Mapping the depth-to-soil pH constraint, and the relationship with cotton and grain yield at the within-field scale

Abstract

Subsoil alkalinity is a common issue in the alluvial cotton-growing valleys of northern New SouthWales (NSW), Australia. Soil alkalinity can cause nutrient deficiencies and toxic effects, and inhibit rooting depth, which can have a detrimental impact on crop production. The depth at which a soil constraint is reached is important information for land managers, but it is difficult to measure or predict spatially. This study predicted the depth in which a pH (H2O) constraint (>9) was reached to a 1-cm vertical resolution to a 100-cm depth, on a 1070-hectare dryland cropping farm.
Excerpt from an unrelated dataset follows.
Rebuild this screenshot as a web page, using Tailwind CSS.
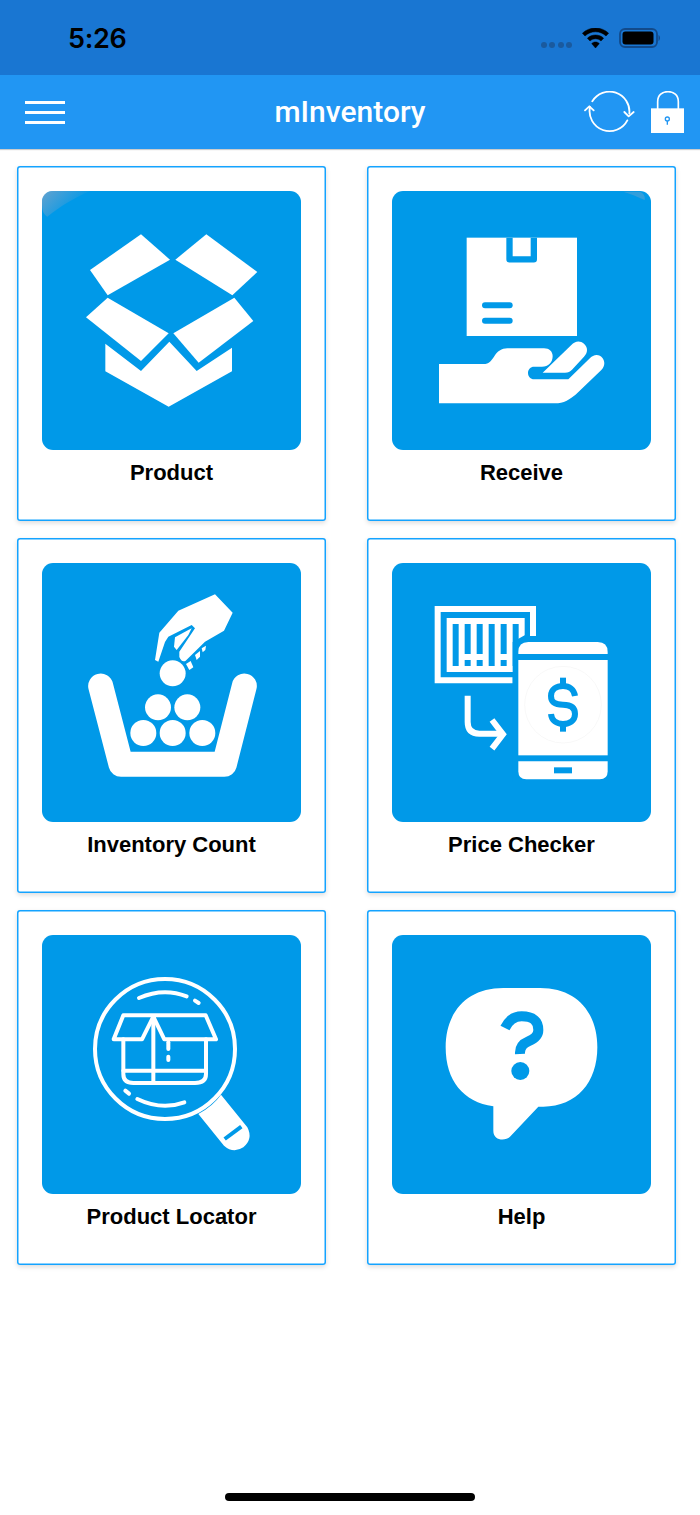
<!doctype html>
<html>
<head>
<meta charset="utf-8">
<script src="https://cdn.jsdelivr.net/npm/@tailwindcss/browser@4"></script>
</head>
<body class="bg-white">
<div class="relative w-[700px] h-[1515px] overflow-hidden bg-white font-['Liberation_Sans',Arial,sans-serif]">
  <!-- status bar -->
  <div class="h-[75px] bg-[#1976d2] flex items-center justify-between pl-[68px] pr-[40px]">
    <span class="pt-[2px] text-[27px] font-semibold text-black leading-none tracking-[-0.3px] font-['Inter',sans-serif]">5:26</span>
    <div class="flex items-end gap-[10px] h-[20px]">
      <div class="flex gap-[2.500px]">
        <span class="w-[6px] h-[6px] rounded-full bg-[#1a5a9e]"></span>
        <span class="w-[6px] h-[6px] rounded-full bg-[#1a5a9e]"></span>
        <span class="w-[6px] h-[6px] rounded-full bg-[#1a5a9e]"></span>
        <span class="w-[6px] h-[6px] rounded-full bg-[#1a5a9e]"></span>
      </div>
      <svg class="w-[27px] h-[20px]" viewBox="0 0 27 20"><g stroke="#000" stroke-width=".5"><path d="M13.5 0C8.4 0 3.8 2 .4 5.2L3 8c2.7-2.600 6.400-4.200 10.500-4.200S21.300 5.400 24 8l2.600-2.800C23.200 2 18.600 0 13.500 0z"/><path d="M13.500 7c-3.200 0-6 1.200-8.100 3.200l2.600 2.800c1.400-1.400 3.400-2.200 5.500-2.200s4.100.8 5.500 2.200l2.600-2.800C19.500 8.200 16.700 7 13.500 7z"/><path d="M13.500 14c-1.500 0-2.900.6-3.800 1.600l3.800 4.400 3.800-4.400c-.9-1-2.300-1.600-3.800-1.600z"/></g></svg>
      <svg class="w-[41px] h-[20px]" viewBox="0 0 41 20"><rect x="1" y="1" width="37" height="18" rx="5" fill="none" stroke="#124a8a" stroke-width="1.800"/><rect x="3.500" y="3.500" width="31" height="13" rx="3" fill="#000"/><path d="M39.500 7v6c.9-.4 1.500-1.600 1.500-3s-.6-2.600-1.500-3z" fill="#124a8a"/></svg>
    </div>
  </div>
  <!-- toolbar -->
  <header class="relative h-[74px] bg-[#2196f3] flex items-center justify-between pl-[25px] pr-[16px] shadow-[0_1px_1px_rgba(0,0,0,0.2)]">
    <div class="flex flex-col gap-[7px] w-[40px]">
      <span class="h-[3px] bg-white"></span>
      <span class="h-[3px] bg-white"></span>
      <span class="h-[3px] bg-white"></span>
    </div>
    <h1 class="absolute left-0 right-0 text-center text-[30px] font-medium text-white leading-none font-['Roboto',sans-serif]">mInventory</h1>
    <div class="flex items-end gap-[16px]">
      <svg class="w-[51px] h-[42px]" viewBox="27 22 153 126" fill="none" stroke="#fff" stroke-width="5.500" stroke-linecap="round" stroke-linejoin="round">
        <path d="M52 53A60 60 0 0 1 163 90"/>
        <path d="M148 85 161 98 176 85"/>
        <path d="M157 110A60 60 0 0 1 45 70"/>
        <path d="M30 80 43 68 56 80"/>
      </svg>
      <svg class="w-[33px] h-[42px]" viewBox="228 18 99 126">
        <path d="M248 72V50C248 30 262 20 279 20S310 30 310 50V72" fill="none" stroke="#fff" stroke-width="5"/>
        <rect x="228" y="70" width="99" height="74" fill="#fff"/>
        <circle cx="277" cy="102" r="6" fill="none" stroke="#2196f3" stroke-width="4"/>
        <path d="M277 108V119" stroke="#2196f3" stroke-width="4"/>
      </svg>
    </div>
  </header>
  <!-- grid -->
  <main class="grid grid-cols-[309px_309px] gap-x-[41px] gap-y-[17px] pl-[17px] pt-[17px]">
    <!-- product -->
    <a class="h-[355px] rounded-[3px] bg-white shadow-[inset_0_0_0_1.5px_#14a3ff,0_2px_5px_rgba(0,0,0,0.14)] flex flex-col items-center pt-[25px]">
      <svg class="w-[259px] h-[259px] shrink-0" viewBox="6 3 777 777">
        <defs><linearGradient id="sheenA" gradientUnits="userSpaceOnUse" x1="10" y1="8" x2="85" y2="83"><stop offset="0" stop-color="#6fa3cc" stop-opacity=".85"/><stop offset="1" stop-color="#6fa3cc" stop-opacity="0"/></linearGradient></defs>
        <rect x="6" y="3" width="777" height="777" rx="33" fill="#0099e8"/>
        <path d="M39 3H150C100 25 60 50 22 80C8 70 6 60 6 36C6 15 20 3 39 3Z" fill="url(#sheenA)"/>
        <g fill="#fff">
          <polygon points="303,133 390,209 203,316 150,240"/>
          <polygon points="499,133 652,246 577,316 406,209"/>
          <polygon points="203,323 386,430 303,513 138,382"/>
          <polygon points="583,323 640,393 476,518 400,430"/>
          <polygon points="196,461 303,543 388,455 470,543 576,473 576,544 386,650 196,544"/>
        </g>
      </svg>
      <span class="mt-[10px] text-[22px] leading-[26px] font-bold text-black">Product</span>
    </a>
    <!-- receive -->
    <a class="h-[355px] rounded-[3px] bg-white shadow-[inset_0_0_0_1.5px_#14a3ff,0_2px_5px_rgba(0,0,0,0.14)] flex flex-col items-center pt-[25px]">
      <svg class="w-[259px] h-[259px] shrink-0" viewBox="6 3 777 777">
        <rect x="6" y="3" width="777" height="777" rx="33" fill="#0099e8"/>
        <path d="M700 5H750C762 10 766 20 764 30C745 22 725 12 700 5Z" fill="#6fa3cc" opacity=".45"/>
        <g fill="#fff">
          <rect x="230" y="143" width="331" height="295"/>
          <path d="M147 522H280C298 522 305 510 312 500C322 484 335 475 352 475H462C478 475 488 485 488 498C488 518 475 530 456 530H432C422 530 414 538 414 549C414 560 422 568 432 568H535L598 506C612 492 628 492 638 505C646 516 644 530 634 540L566 605C540 630 520 640 495 640H147Z"/>
          <path d="M458 548H525C535 548 540 545 546 539L582 500C594 487 594 472 582 461C570 451 555 453 544 465Z"/>
        </g>
        <path d="M358.500 143V208H431.500V143" fill="none" stroke="#0099e8" stroke-width="19" stroke-linejoin="round"/>
        <g stroke="#0099e8" stroke-width="18" stroke-linecap="round">
          <path d="M285 346H359"/><path d="M285 392H359"/>
        </g>
      </svg>
      <span class="mt-[10px] text-[22px] leading-[26px] font-bold text-black">Receive</span>
    </a>
    <!-- inventory count -->
    <a class="h-[355px] rounded-[3px] bg-white shadow-[inset_0_0_0_1.5px_#14a3ff,0_2px_5px_rgba(0,0,0,0.14)] flex flex-col items-center pt-[25px]">
      <svg class="w-[259px] h-[259px] shrink-0" viewBox="6 3 777 777">
        <rect x="6" y="3" width="777" height="777" rx="33" fill="#0099e8"/>
        <path d="M182 372 243 607H553L613 372" fill="none" stroke="#fff" stroke-width="75" stroke-linecap="round" stroke-linejoin="round"/>
        <g fill="#fff">
          <circle cx="398" cy="334" r="39"/><circle cx="354" cy="436" r="39"/><circle cx="442" cy="436" r="39"/><circle cx="310" cy="513" r="39"/><circle cx="398" cy="513" r="39"/><circle cx="487" cy="513" r="39"/>
          <path d="M525 97 578 152 552 206 495 239 437 296Q425 302 418 285V269L465 199 455 189 385 224 375 240 355 299 345 294 358 212 415 146Z"/>
          <path d="M405 226 445 204 455 199 445 219 410 264 402 254Z"/>
          <path d="M438 306 452 297 460 316 448 324Z"/><path d="M465 279 480 267 480 284 470 294Z"/><path d="M485 259 498 251 496 264 488 271Z"/>
        </g>
      </svg>
      <span class="mt-[10px] text-[22px] leading-[26px] font-bold text-black">Inventory Count</span>
    </a>
    <!-- price checker -->
    <a class="h-[355px] rounded-[3px] bg-white shadow-[inset_0_0_0_1.5px_#14a3ff,0_2px_5px_rgba(0,0,0,0.14)] flex flex-col items-center pt-[25px]">
      <svg class="w-[259px] h-[259px] shrink-0" viewBox="6 3 777 777">
        <rect x="6" y="3" width="777" height="777" rx="33" fill="#0099e8"/>
        <g fill="#fff">
          <path d="M134 132H438V222H420V150H152V346H368V364H134Z"/>
          <rect x="170" y="168" width="234" height="162"/>
        </g>
        <g fill="#0099e8">
          <rect x="188" y="186" width="18" height="126"/>
          <rect x="224" y="186" width="18" height="90"/><rect x="224" y="294" width="18" height="18"/>
          <rect x="260" y="186" width="18" height="90"/><rect x="260" y="294" width="18" height="18"/>
          <rect x="296" y="186" width="18" height="126"/>
          <rect x="332" y="186" width="18" height="90"/><rect x="332" y="294" width="18" height="18"/>
          <rect x="368" y="186" width="18" height="126"/>
          <path d="M368 240 404 220 420 222V240H660V660H368Z"/>
        </g>
        <g fill="#fff">
          <path d="M385 276V270Q385 240 415 240H623Q653 240 653 270V276Z"/>
          <rect x="385" y="294" width="268" height="286"/>
          <path d="M385 598H653V628Q653 652 629 652H409Q385 652 385 628Z"/>
        </g>
        <rect x="492" y="616" width="54" height="18" fill="#0099e8"/>
        <circle cx="519" cy="428" r="115" fill="none" stroke="#f0f0f0" stroke-width="1.500"/>
        <g fill="none" stroke="#0099e8" stroke-width="18">
          <path d="M555 402C552 382 538 372 519 372S483 382 483 402 497 428 519 428 555 436 555 456 538 486 519 486 485 476 483 456"/>
          <path d="M519 347V372"/><path d="M519 486V509"/>
        </g>
        <g fill="none" stroke="#fff" stroke-width="18">
          <path d="M233 401V480Q233 515 268 515H338"/>
          <path d="M306 474 339 517 306 560"/>
        </g>
      </svg>
      <span class="mt-[10px] text-[22px] leading-[26px] font-bold text-black">Price Checker</span>
    </a>
    <!-- product locator -->
    <a class="h-[355px] rounded-[3px] bg-white shadow-[inset_0_0_0_1.5px_#14a3ff,0_2px_5px_rgba(0,0,0,0.14)] flex flex-col items-center pt-[25px]">
      <svg class="w-[259px] h-[259px] shrink-0" viewBox="6 3 777 777">
        <rect x="6" y="3" width="777" height="777" rx="33" fill="#0099e8"/>
        <path d="M475 540Q520 515 543 482L622 580Q640 615 610 640 580 660 552 635Z" fill="#fff"/>
        <path d="M554 615 604 578" stroke="#0099e8" stroke-width="12"/>
        <g fill="none" stroke="#fff" stroke-width="12" stroke-linecap="round" stroke-linejoin="round">
          <circle cx="375" cy="345" r="210"/>
          <path d="M297 192Q370 160 440 187"/>
          <path d="M465 200 476 207"/>
          <path d="M292 495Q365 530 433 505"/>
          <path d="M256 470 267 479"/>
          <path d="M250 244H497L528 316H373L340 248 306 316H221Z"/>
          <path d="M340 248V447"/>
          <path d="M250 316V420Q250 447 280 447H465Q498 447 498 420V316"/>
          <path d="M250 410H498"/>
          <path d="M385 325V345"/><path d="M385 368V378"/>
        </g>
      </svg>
      <span class="mt-[10px] text-[22px] leading-[26px] font-bold text-black">Product Locator</span>
    </a>
    <!-- help -->
    <a class="h-[355px] rounded-[3px] bg-white shadow-[inset_0_0_0_1.5px_#14a3ff,0_2px_5px_rgba(0,0,0,0.14)] flex flex-col items-center pt-[25px]">
      <svg class="w-[259px] h-[259px] shrink-0" viewBox="6 3 777 777">
        <rect x="6" y="3" width="777" height="777" rx="33" fill="#0099e8"/>
        <path d="M340 162H450C560 162 622 235 622 340 622 445 560 518 460 518H445L360 608C345 622 310 620 310 590V517C220 505 167 440 167 340 167 235 230 162 340 162Z" fill="#fff"/>
        <path d="M345 282Q362 247 395 247 445 247 445 288 445 310 415 322 388 333 390 360" fill="none" stroke="#0099e8" stroke-width="30"/>
        <circle cx="391" cy="411" r="27" fill="#0099e8"/>
      </svg>
      <span class="mt-[10px] text-[22px] leading-[26px] font-bold text-black">Help</span>
    </a>
  </main>
  <!-- home indicator -->
  <div class="absolute left-[225px] top-[1493px] w-[250px] h-[8px] rounded-full bg-black"></div>
</div>
</body>
</html>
Equal-area quadratic smoothing splines were used to resample vertical soil profile data, and a random forest (RF) model was used to produce the depth-to-soil pH constraint map. The RF model was accurate, with a Lin's Concordance Correlation Coefficient (LCCC) of 0.63-0.66, and a Root Mean Square Error (RMSE) of 0.47-0.51 when testing with leave-one-site-out cross-validation. Approximately 77% of the farm was found to be constrained by a strongly alkaline pH greater than 9 (H2O) somewhere within the top 100 cm of the soil profile. The relationship between the predicted depth-to-soil pH constraint map and cotton and grain (wheat, canola, and chickpea) yield monitor data was analyzed for individual fields. Results showed that yield increased when a soil pH constraint was deeper in the profile, with a good relationship for wheat, canola, and chickpea, and a weaker relationship for cotton. The overall results from this study suggest that the modelling approach is valuable in identifying the depth-to-soil pH constraint, and could be adopted for other important subsoil constraints, such as sodicity. The outputs are also a promising opportunity to understand crop yield variability, which could lead to improvements in management practices.